_Source data_
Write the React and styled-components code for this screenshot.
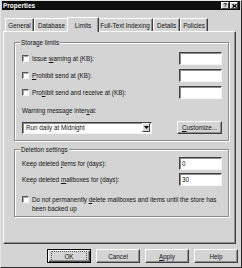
import styled, { createGlobalStyle } from "styled-components";

const GlobalStyle = createGlobalStyle`
  html, body {
    margin: 0;
    padding: 0;
    background: #d4d4d4;
  }
  body {
    font-family: "Liberation Sans", Arial, sans-serif;
    font-size: 6.3px;
    color: #111;
  }
  u {
    text-decoration-thickness: 1px;
    text-underline-offset: 1px;
  }
`;

const Window = styled.div`
  width: 242px;
  height: 268px;
  box-sizing: border-box;
  background: #d4d4d4;
  border: 1px solid;
  border-color: #e4e4e4 #2a2a2a #2a2a2a #e4e4e4;
  display: flex;
  flex-direction: column;
`;

const TitleBar = styled.div`
  height: 9px;
  margin: 0 1px;
  padding: 0 2px 0 1px;
  background: #0e0e0e;
  display: flex;
  align-items: center;
  justify-content: space-between;
`;

const TitleText = styled.span`
  color: #fff;
  font-weight: bold;
  font-size: 6.5px;
  line-height: 9px;
`;

const TitleButtons = styled.div`
  display: flex;
  gap: 1px;
`;

const TitleButton = styled.div`
  width: 8px;
  height: 7px;
  box-sizing: border-box;
  background: #d4d4d4;
  border: 1px solid;
  border-color: #fff #404040 #404040 #fff;
  display: flex;
  align-items: center;
  justify-content: center;
  font-weight: bold;
  font-size: 6px;
  line-height: 5px;
  color: #000;
`;

const TabStrip = styled.div`
  height: 15px;
  margin-top: 6px;
  padding-left: 4px;
  display: flex;
  align-items: flex-end;
`;

const Tab = styled.div`
  width: ${({ $w }) => $w}px;
  height: ${({ $active }) => ($active ? 15 : 13)}px;
  box-sizing: border-box;
  margin: ${({ $active }) => ($active ? "0 -2px -1px -2px" : "0")};
  ${({ $active }) => $active && "padding: 0 2px;"}
  position: relative;
  z-index: ${({ $active }) => ($active ? 2 : 0)};
  background: #d4d4d4;
  border-top: 1px solid #fff;
  border-left: 1px solid #fff;
  border-right: 1px solid #404040;
  box-shadow: inset -1px 0 0 #909090;
  display: flex;
  align-items: center;
  justify-content: center;
  line-height: 7px;
  white-space: nowrap;
`;

const Panel = styled.div`
  height: 213px;
  margin: 0 5px 0 2px;
  box-sizing: border-box;
  border: 1px solid;
  border-color: #fff #404040 #404040 #fff;
  box-shadow: inset -1px -1px 0 #909090;
  padding: 0 6px 0 10px;
  display: flex;
  flex-direction: column;
  position: relative;
  z-index: 1;
`;

const Group = styled.div`
  margin-top: ${({ $mt }) => $mt}px;
  border: 1px solid #8c8c8c;
  box-shadow: inset 1px 1px 0 #fff, 1px 1px 0 #fff;
  padding: 0 6px ${({ $pb }) => $pb}px 7px;
  display: flex;
  flex-direction: column;
`;

const Legend = styled.div`
  align-self: flex-start;
  margin: -4px 0 0 -2px;
  padding: 0 1px;
  line-height: 7px;
  background: #d4d4d4;
`;

const Row = styled.div`
  height: 13px;
  margin-top: ${({ $mt }) => $mt}px;
  display: flex;
  align-items: center;
  justify-content: space-between;
`;

const CheckLabel = styled.label`
  display: flex;
  align-items: ${({ $top }) => ($top ? "flex-start" : "center")};
  gap: 3px;
  line-height: ${({ $top }) => ($top ? 9 : 7)}px;
  margin-top: ${({ $mt }) => $mt || 0}px;
  white-space: nowrap;
`;

const CheckBox = styled.span`
  flex: none;
  width: 7px;
  height: 7px;
  box-sizing: border-box;
  background: #fff;
  border: 1px solid;
  border-color: #555 #f4f4f4 #f4f4f4 #555;
  box-shadow: inset 1px 1px 0 #a8a8a8;
  margin-top: ${({ $mt }) => $mt || 0}px;
`;

const TextField = styled.div`
  width: 43px;
  height: 13px;
  box-sizing: border-box;
  background: #fff;
  border: 1px solid;
  border-color: #404040 #f4f4f4 #f4f4f4 #404040;
  box-shadow: inset 1px 1px 0 #8c8c8c;
  padding-left: 2px;
  line-height: 11px;
`;

const Label = styled.div`
  line-height: 6px;
  margin-top: ${({ $mt }) => $mt || 0}px;
`;

const Combo = styled.div`
  width: 130px;
  height: 12px;
  box-sizing: border-box;
  background: #fff;
  border: 1px solid;
  border-color: #404040 #f4f4f4 #f4f4f4 #404040;
  box-shadow: inset 1px 1px 0 #8c8c8c;
  display: flex;
  align-items: center;
  justify-content: space-between;
  padding: 1px 1px 1px 3px;
`;

const DropButton = styled.div`
  width: 8px;
  height: 9px;
  box-sizing: border-box;
  background: #d4d4d4;
  border: 1px solid;
  border-color: #fff #404040 #404040 #fff;
  display: flex;
  align-items: center;
  justify-content: center;
`;

const Button = styled.div`
  width: ${({ $w }) => $w}px;
  height: ${({ $h }) => $h || 14}px;
  box-sizing: border-box;
  background: #d4d4d4;
  border: 1px solid;
  border-color: ${({ $default }) =>
    $default ? "#000" : "#fff #404040 #404040 #fff"};
  box-shadow: ${({ $default }) =>
    $default
      ? "inset 1px 1px 0 #fff, inset -1px -1px 0 #404040, inset -2px -2px 0 #909090"
      : "inset -1px -1px 0 #909090"};
  display: flex;
  align-items: center;
  justify-content: center;
  line-height: 7px;
`;

const FocusRing = styled.span`
  padding: 1px 12px;
  outline: 1px dotted #555;
  outline-offset: 0;
`;

const Footer = styled.div`
  margin-top: 5px;
  padding-right: 3px;
  display: flex;
  justify-content: flex-end;
  gap: 5px;
`;

const tabs = [
  { label: "General", w: 29 },
  { label: "Database", w: 35 },
  { label: "Limits", w: 32, active: true },
  { label: "Full-Text Indexing", w: 56 },
  { label: "Details", w: 27 },
  { label: "Policies", w: 28 },
];

function Arrow() {
  return (
    <svg width="5" height="3" viewBox="0 0 5 3">
      <path d="M0 0h5L2.5 3z" fill="#000" />
    </svg>
  );
}

function CloseGlyph() {
  return (
    <svg width="5" height="4" viewBox="0 0 5 4">
      <path d="M0.5 0.3L4.5 3.7M4.5 0.3L0.5 3.7" stroke="#000" strokeWidth="1.2" />
    </svg>
  );
}

export default function App() {
  return (
    <>
      <GlobalStyle />
      <Window>
        <TitleBar>
          <TitleText>Properties</TitleText>
          <TitleButtons>
            <TitleButton>?</TitleButton>
            <TitleButton>
              <CloseGlyph />
            </TitleButton>
          </TitleButtons>
        </TitleBar>

        <TabStrip>
          {tabs.map((t) => (
            <Tab key={t.label} $w={t.w} $active={t.active}>
              {t.label}
            </Tab>
          ))}
        </TabStrip>

        <Panel>
          <Group $mt={10} $pb={6}>
            <Legend>Storage limits</Legend>
            <Row $mt={6}>
              <CheckLabel>
                <CheckBox />
                <span>
                  Issue <u>w</u>arning at (KB):
                </span>
              </CheckLabel>
              <TextField />
            </Row>
            <Row $mt={4}>
              <CheckLabel>
                <CheckBox />
                <span>
                  <u>P</u>rohibit send at (KB):
                </span>
              </CheckLabel>
              <TextField />
            </Row>
            <Row $mt={4}>
              <CheckLabel>
                <CheckBox />
                <span>
                  Pro<u>h</u>ibit send and receive at (KB):
                </span>
              </CheckLabel>
              <TextField />
            </Row>
            <Label $mt={9}>
              Warning message inter<u>v</u>al:
            </Label>
            <Row $mt={7}>
              <Combo>
                <span>Run daily at Midnight</span>
                <DropButton>
                  <Arrow />
                </DropButton>
              </Combo>
              <Button $w={45} $h={13}>
                <span>
                  <u>C</u>ustomize...
                </span>
              </Button>
            </Row>
          </Group>

          <Group $mt={8} $pb={3}>
            <Legend>Deletion settings</Legend>
            <Row $mt={4}>
              <Label>
                Keep deleted <u>i</u>tems for (days):
              </Label>
              <TextField>0</TextField>
            </Row>
            <Row $mt={3}>
              <Label>
                Keep deleted <u>m</u>ailboxes for (days):
              </Label>
              <TextField>30</TextField>
            </Row>
            <CheckLabel $top $mt={9}>
              <CheckBox $mt={1} />
              <span>
                Do not permanently <u>d</u>elete mailboxes and items until the store has
                <br />
                been backed up
              </span>
            </CheckLabel>
          </Group>
        </Panel>

        <Footer>
          <Button $w={44} $default>
            <FocusRing>OK</FocusRing>
          </Button>
          <Button $w={44}>Cancel</Button>
          <Button $w={44}>
            <span>
              <u>A</u>pply
            </span>
          </Button>
          <Button $w={44}>Help</Button>
        </Footer>
      </Window>
    </>
  );
}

_Goal_
Pick out every line holding the string "components" and return it.

_Solution for this exercise_
Write the React and styled-components code for this screenshot.
import styled, { createGlobalStyle } from "styled-components";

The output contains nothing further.